Three years ago I drove across the United States because I was looking for something. I wanted to join a community of benevolent technologists, laboring for the betterment of society at large. What I found were startups serving startups. I found billions of dollars of private education building apps. I found people with PhD’s eating organic, as if they were afraid of fertilizer. It frustrated me to see the fruits of engineering siloed in redundant electronics and digital advertisements, and it frustrated me to see food siloed from the culture of progress. Why did a tomato cost as much as a million transistors? Why have all our products gotten better and cheaper but food has gotten worse? Perhaps it doesn’t have to. Perhaps the food industry could leverage the forces of science and technology, rather than fighting them. And if it did, what sort of world could we create?

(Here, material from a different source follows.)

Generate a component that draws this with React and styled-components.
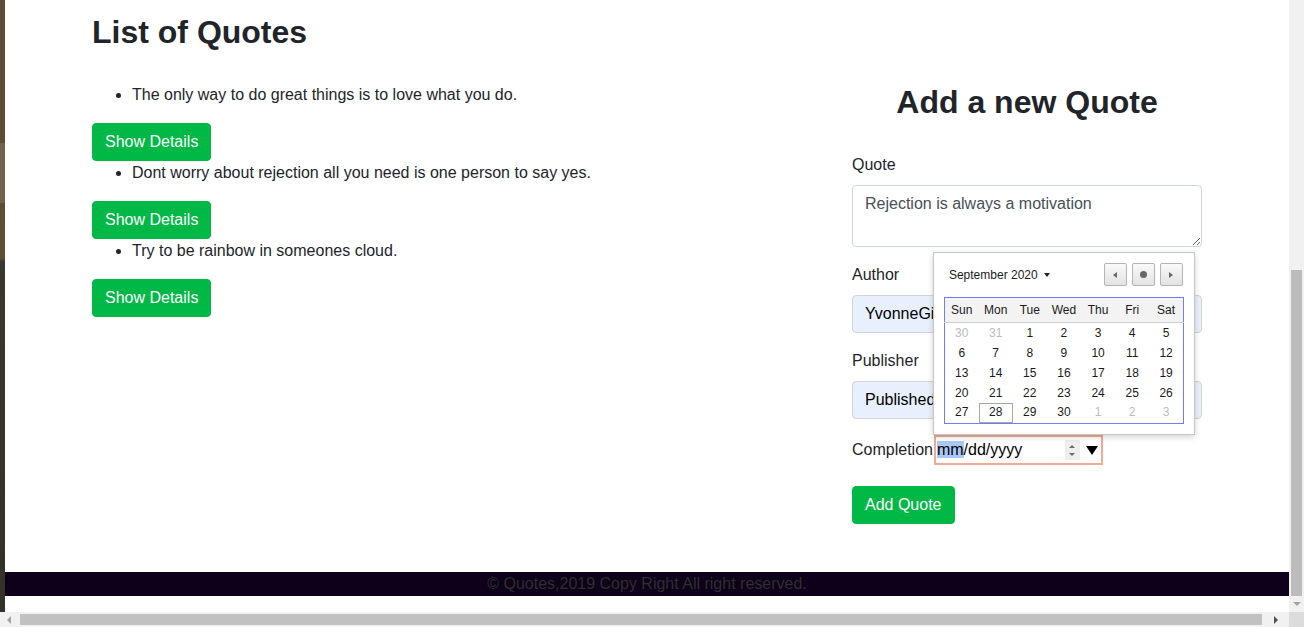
import React from "react";
import styled, { createGlobalStyle, css } from "styled-components";

const GlobalStyle = createGlobalStyle`
  html, body {
    margin: 0;
    padding: 0;
    overflow: hidden;
  }
  body {
    font-family: "Liberation Sans", Arial, sans-serif;
    font-size: 16px;
    line-height: 1.5;
    color: #212529;
  }
  * {
    box-sizing: border-box;
  }
`;

const Screen = styled.div`
  width: 1304px;
  height: 627px;
  display: grid;
  grid-template-columns: 1289px 15px;
  grid-template-rows: 612px 15px;
`;

const Viewport = styled.div`
  display: flex;
  overflow: hidden;
`;

const BackdropStrip = styled.div`
  flex: 0 0 5px;
  background:
    linear-gradient(to bottom, transparent 0, transparent 143px, rgba(255, 255, 255, 0.12) 143px, rgba(255, 255, 255, 0.12) 203px, transparent 203px),
    linear-gradient(to bottom, #5c4b35 0, #5f4d34 258px, #3b372e 262px, #34312a 100%);
`;

const Page = styled.div`
  flex: 1;
  background: #fff;
  display: flex;
  flex-direction: column;
`;

const Main = styled.main`
  flex: 1;
`;

const Container = styled.div`
  width: 1140px;
  margin: 0 auto;
  padding: 0 15px;
`;

const Row = styled.div`
  display: flex;
  margin: 0 -15px;
`;

const Column = styled.div`
  flex: 0 0 ${(props) => props.span};
  max-width: ${(props) => props.span};
  padding: ${(props) => props.top}px 15px 0;
`;

const Heading = styled.h2`
  margin: 0 0 32px;
  font-size: 32px;
  font-weight: 700;
  line-height: 38px;
  text-align: ${(props) => (props.center ? "center" : "left")};
`;

const QuoteList = styled.ul`
  margin: 0 0 16px;
  padding-left: 40px;
  line-height: 24px;
`;

const GreenButton = styled.button`
  display: block;
  height: 38px;
  padding: 6px 12px;
  border: 1px solid #00b846;
  border-radius: 4px;
  background: #00b846;
  color: #fff;
  font-family: inherit;
  font-size: 16px;
  line-height: 24px;
  cursor: pointer;
`;

const FormGroup = styled.div`
  margin-bottom: 16px;
`;

const Label = styled.label`
  display: ${(props) => (props.inline ? "inline-block" : "block")};
  margin-bottom: ${(props) => (props.inline ? 0 : 8)}px;
  line-height: 24px;
`;

const fieldBase = css`
  display: block;
  width: 100%;
  padding: 6px 12px;
  border: 1px solid #ced4da;
  border-radius: 4px;
  font-family: "Liberation Sans", Arial, sans-serif;
  font-size: 16px;
  line-height: 24px;
  outline: none;
`;

const TextArea = styled.textarea`
  ${fieldBase}
  height: 62px;
  color: #495057;
  background: #fff;
  resize: vertical;
`;

const TextInput = styled.input`
  ${fieldBase}
  height: 38px;
  color: #000;
  background: #e8f0fe;
`;

const DateRow = styled.div`
  display: flex;
  align-items: center;
  height: 30px;
  margin-bottom: 21px;
`;

const DateField = styled.div`
  position: relative;
  width: 169px;
  height: 30px;
  margin-left: 1px;
  border: 2px solid #f0aa95;
  display: flex;
  align-items: center;
  padding-left: 1px;
  color: #000;
  line-height: 20px;
`;

const DateText = styled.span`
  flex: 1;
  white-space: nowrap;
`;

const Selected = styled.span`
  background: #aac8f5;
`;

const Spinner = styled.span`
  width: 15px;
  height: 20px;
  background: #eeeeee;
  display: flex;
  flex-direction: column;
  align-items: center;
  justify-content: center;
  gap: 5px;
`;

const Tri = styled.span`
  width: 0;
  height: 0;
  border-left: 3px solid transparent;
  border-right: 3px solid transparent;
  ${(props) =>
    props.up
      ? `border-bottom: 3px solid #6a6a6a;`
      : `border-top: 3px solid #6a6a6a;`}
`;

const DropArrow = styled.span`
  width: 0;
  height: 0;
  margin: 0 3px 0 6px;
  border-left: 6px solid transparent;
  border-right: 6px solid transparent;
  border-top: 9px solid #000;
`;

const Popup = styled.div`
  position: absolute;
  left: -3px;
  bottom: calc(100% + 2px);
  width: 262px;
  padding: 10px;
  background: #fff;
  border: 1px solid #c6c6c6;
  box-shadow: 0 2px 6px rgba(0, 0, 0, 0.18);
  z-index: 5;
  font-size: 12px;
  line-height: 14px;
  color: #1a1a1a;
`;

const PopupHeader = styled.div`
  display: flex;
  align-items: center;
  height: 23px;
  margin-bottom: 11px;
  padding-left: 5px;
`;

const MonthLabel = styled.span`
  display: flex;
  align-items: center;
  gap: 6px;
  flex: 1;
`;

const Caret = styled.span`
  width: 0;
  height: 0;
  border-left: 3.5px solid transparent;
  border-right: 3.5px solid transparent;
  border-top: 4px solid #222;
`;

const NavGroup = styled.div`
  display: flex;
  gap: 5px;
  padding-right: 1px;
`;

const NavButton = styled.span`
  width: 23px;
  height: 23px;
  border: 1px solid #b4b4b4;
  border-radius: 2px;
  background: linear-gradient(#f9f9f9, #e3e3e3);
  display: flex;
  align-items: center;
  justify-content: center;
`;

const NavArrow = styled.span`
  width: 0;
  height: 0;
  border-top: 3.5px solid transparent;
  border-bottom: 3.5px solid transparent;
  ${(props) =>
    props.left
      ? `border-right: 4px solid #666;`
      : `border-left: 4px solid #666;`}
`;

const NavDot = styled.span`
  width: 7px;
  height: 7px;
  border-radius: 50%;
  background: #666;
`;

const Calendar = styled.table`
  width: 240px;
  table-layout: fixed;
  border-collapse: collapse;
  border: 1px solid #6f7ff2;
`;

const DayHead = styled.th`
  height: 25px;
  padding: 0;
  font-weight: 400;
  background: #f3f3f3;
  border-bottom: 1px solid #cfcfcf;
`;

const DayCell = styled.td`
  height: ${(props) => (props.last ? 21 : 20)}px;
  padding: 0 0 ${(props) => (props.last ? 1 : 0)}px;
  text-align: center;
  color: ${(props) => (props.muted ? "#bcbcbc" : "#1a1a1a")};
  ${(props) => props.today && `box-shadow: inset 0 0 0 1px #a8a8a8, inset 0 -1px 0 #fff;`}
`;

const Footer = styled.footer`
  height: 24px;
  margin-bottom: 16px;
  background: #0e001a;
  color: #2f2f2f;
  text-align: center;
  line-height: 24px;
  font-size: 16px;
`;

const VScroll = styled.div`
  background: #f1f1f1;
  display: flex;
  flex-direction: column;
  align-items: center;
`;

const VThumb = styled.div`
  margin-top: auto;
  width: 11px;
  height: 326px;
  background: #bcbcbc;
`;

const ArrowBox = styled.div`
  flex: 0 0 ${(props) => props.size}px;
  width: ${(props) => (props.vertical ? "15px" : "auto")};
  margin-left: ${(props) => (props.push ? "auto" : "0")};
  display: flex;
  align-items: center;
  justify-content: center;
`;

const ScrollTri = styled.span`
  width: 0;
  height: 0;
  ${(props) => {
    const c = props.active ? "#505050" : "#a3a3a3";
    if (props.dir === "down")
      return `border-left: 4px solid transparent; border-right: 4px solid transparent; border-top: 4px solid ${c};`;
    if (props.dir === "left")
      return `border-top: 4px solid transparent; border-bottom: 4px solid transparent; border-right: 4px solid ${c};`;
    return `border-top: 4px solid transparent; border-bottom: 4px solid transparent; border-left: 4px solid ${c};`;
  }}
`;

const HScroll = styled.div`
  background: #f1f1f1;
  display: flex;
  align-items: center;
`;

const HThumb = styled.div`
  flex: 0 0 1242px;
  height: 11px;
  margin-left: 2px;
  background: #c1c1c1;
`;

const Corner = styled.div`
  background: #dcdcdc;
`;

const quotes = [
  "The only way to do great things is to love what you do.",
  "Dont worry about rejection all you need is one person to say yes.",
  "Try to be rainbow in someones cloud.",
];

const days = ["Sun", "Mon", "Tue", "Wed", "Thu", "Fri", "Sat"];

const weeks = [
  [30, 31, 1, 2, 3, 4, 5],
  [6, 7, 8, 9, 10, 11, 12],
  [13, 14, 15, 16, 17, 18, 19],
  [20, 21, 22, 23, 24, 25, 26],
  [27, 28, 29, 30, 1, 2, 3],
];

const DatePicker = () => (
  <Popup>
    <PopupHeader>
      <MonthLabel>
        September 2020 <Caret />
      </MonthLabel>
      <NavGroup>
        <NavButton>
          <NavArrow left />
        </NavButton>
        <NavButton>
          <NavDot />
        </NavButton>
        <NavButton>
          <NavArrow />
        </NavButton>
      </NavGroup>
    </PopupHeader>
    <Calendar>
      <thead>
        <tr>
          {days.map((d) => (
            <DayHead key={d}>{d}</DayHead>
          ))}
        </tr>
      </thead>
      <tbody>
        {weeks.map((week, w) => (
          <tr key={w}>
            {week.map((n, i) => (
              <DayCell
                key={i}
                last={w === 4}
                muted={(w === 0 && n > 20) || (w === 4 && n < 10)}
                today={w === 4 && n === 28}
              >
                {n}
              </DayCell>
            ))}
          </tr>
        ))}
      </tbody>
    </Calendar>
  </Popup>
);

export default function App() {
  return (
    <>
      <GlobalStyle />
      <Screen>
        <Viewport>
          <BackdropStrip />
          <Page>
            <Main>
              <Container>
                <Row>
                  <Column span="66.666667%" top={13}>
                    <Heading>List of Quotes</Heading>
                    {quotes.map((q) => (
                      <div key={q}>
                        <QuoteList>
                          <li>{q}</li>
                        </QuoteList>
                        <GreenButton>Show Details</GreenButton>
                      </div>
                    ))}
                  </Column>
                  <Column span="33.333333%" top={83}>
                    <Heading center>Add a new Quote</Heading>
                    <FormGroup>
                      <Label>Quote</Label>
                      <TextArea readOnly value="Rejection is always a motivation" />
                    </FormGroup>
                    <FormGroup>
                      <Label>Author</Label>
                      <TextInput readOnly value="YvonneGithinji" />
                    </FormGroup>
                    <FormGroup>
                      <Label>Publisher</Label>
                      <TextInput readOnly value="Published" />
                    </FormGroup>
                    <DateRow>
                      <Label inline>Completion</Label>
                      <DateField>
                        <DatePicker />
                        <DateText>
                          <Selected>mm</Selected>/dd/yyyy
                        </DateText>
                        <Spinner>
                          <Tri up />
                          <Tri />
                        </Spinner>
                        <DropArrow />
                      </DateField>
                    </DateRow>
                    <GreenButton>Add Quote</GreenButton>
                  </Column>
                </Row>
              </Container>
            </Main>
            <Footer>© Quotes,2019 Copy Right All right reserved.</Footer>
          </Page>
        </Viewport>
        <VScroll>
          <VThumb />
          <ArrowBox size={16} vertical>
            <ScrollTri dir="down" />
          </ArrowBox>
        </VScroll>
        <HScroll>
          <ArrowBox size={18}>
            <ScrollTri dir="left" />
          </ArrowBox>
          <HThumb />
          <ArrowBox size={27} push>
            <ScrollTri dir="right" active />
          </ArrowBox>
        </HScroll>
        <Corner />
      </Screen>
    </>
  );
}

Two years ago today I decided to bet my life on the idea that food could be empirically rebuilt. I theorized that food and the body were reducible and a novel foodstuff could be superior to that which was naturally occurring. Three months of “Soylent” produced a remarkably healthy physiology, and continues to do so years out. Next, while the systemic advantages were obvious, I theorized that there would be consumer demand for such a product. Perhaps food focused on function, simplicity, and transparency would be a relief to a consumer burdened by a vain, frantic, confusing food market and culture. Turns out it was a good bet, and, while profitable, our growth has continued to accelerate and having more resources for expansion and research seemed logical. We are honored to accept an investment of $20 million led by Andreessen Horowitz, who has been behind us the whole way, with participation from Lerer Ventures, Index Ventures, and David Friedberg. Chris Dixon is joining our board. The money will be used to expand manufacturing and invest more in research.

However, the most beautiful theory can crumble under the weight of a single experiment, and the brightest idea can fizzle overnight if packaged in a subpar product. Making and shipping a million of anything is non-trivial, and yet we went from an idea to a shipped hardware product in barely a year, even achieving multiple iterations since. This is largely thanks to our COO, the indispensable Matthew Cauble. CTO John Coogan built an e-commerce powerhouse overnight, CMO David Renteln does the work of 10 men, and Julio Miles is the Steve Wozniak of branding. Without my friends I am nothing.

Similarly, Soylent would be a mere shell of a company without the support of our fantastic community. The patience and passion of our users gives our work meaning on a daily basis, and gives us the drive to do better all the time.

What is it that we have made? Quality without luxury. The world’s most useful and popular products are deceptively cheap and simple, deftly abstracting away volumes of complexity. This is the dream of Soylent, to be so useful it is taken for granted, like tap water or climate control.

The insatiable demand for Soylent is telling. Consumers demand and deserve a food system that is more transparent and more practical. Producers deserve the ability to develop and use new technologies and tools to improve their production. The environment deserves more than a modicum of long term thinking.

Like life, culture is in a constant state of evolution. Today cooking is manufacturing. Tomorrow it will be art. Domestic kitchens will go the way of the loom; the grocer the way of the bank teller. Dishes will be for satellites.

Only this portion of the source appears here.